I have an OpenGL application that relies on fast texture uploads (it’s a video processing app).
My current solution is to use main thread with OpenGL context, map the PBO array and then upload to the mapped PBO buffers from the other thread. Then glTexSubImage2D from OpenGL thread to actually start using the textures.
Recently found this presentation:
There’s one more approach described - to use 2 threads with 2 shared OpenGL contexts. So basically we upload the texture in the “uploader” thread, set a fence, and check the fence on the other “consumer” thread to see if we can use the texture.
My question is… what’s the point of PBO in the 2nd approach? We can upload directly from the CPU buffer, right? I mean, the only gain is that glTexSubImage2D returns immediately and the memory is uploaded asynchronously, but we still need to do memcpy to the pbo in the same thread… so from my tests there’s no difference really. Maybe I am missing something?
Good question. If your “upload thread” is just doing blocking GPU texture uploads, then there might not be any real advantage. Uploading to textures through PBOs is just a best practice. If you don’t do it, the driver will internally.
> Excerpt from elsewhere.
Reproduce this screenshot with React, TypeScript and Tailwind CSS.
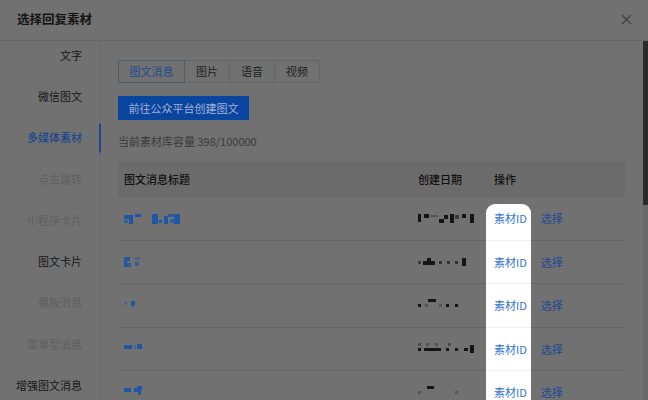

Just trying to think whether there ever could be some advantage in this situation… PBOs (and buffer objects in general) are driver-controlled memory. Whereas your app CPU texel buffer is completely outside of driver control. There might be a minor transfer advantage with the former in some circumstances if the driver imposes some special alignment on the allocation or mapping of driver buffer object memory (at least the CPU image of it your app sees that is), giving it access to things like faster memcpy implementations or being able to stream the data directly into the hardware copy queue – things like that. But I’m reaching… I don’t know that this is the case for any GL driver out there.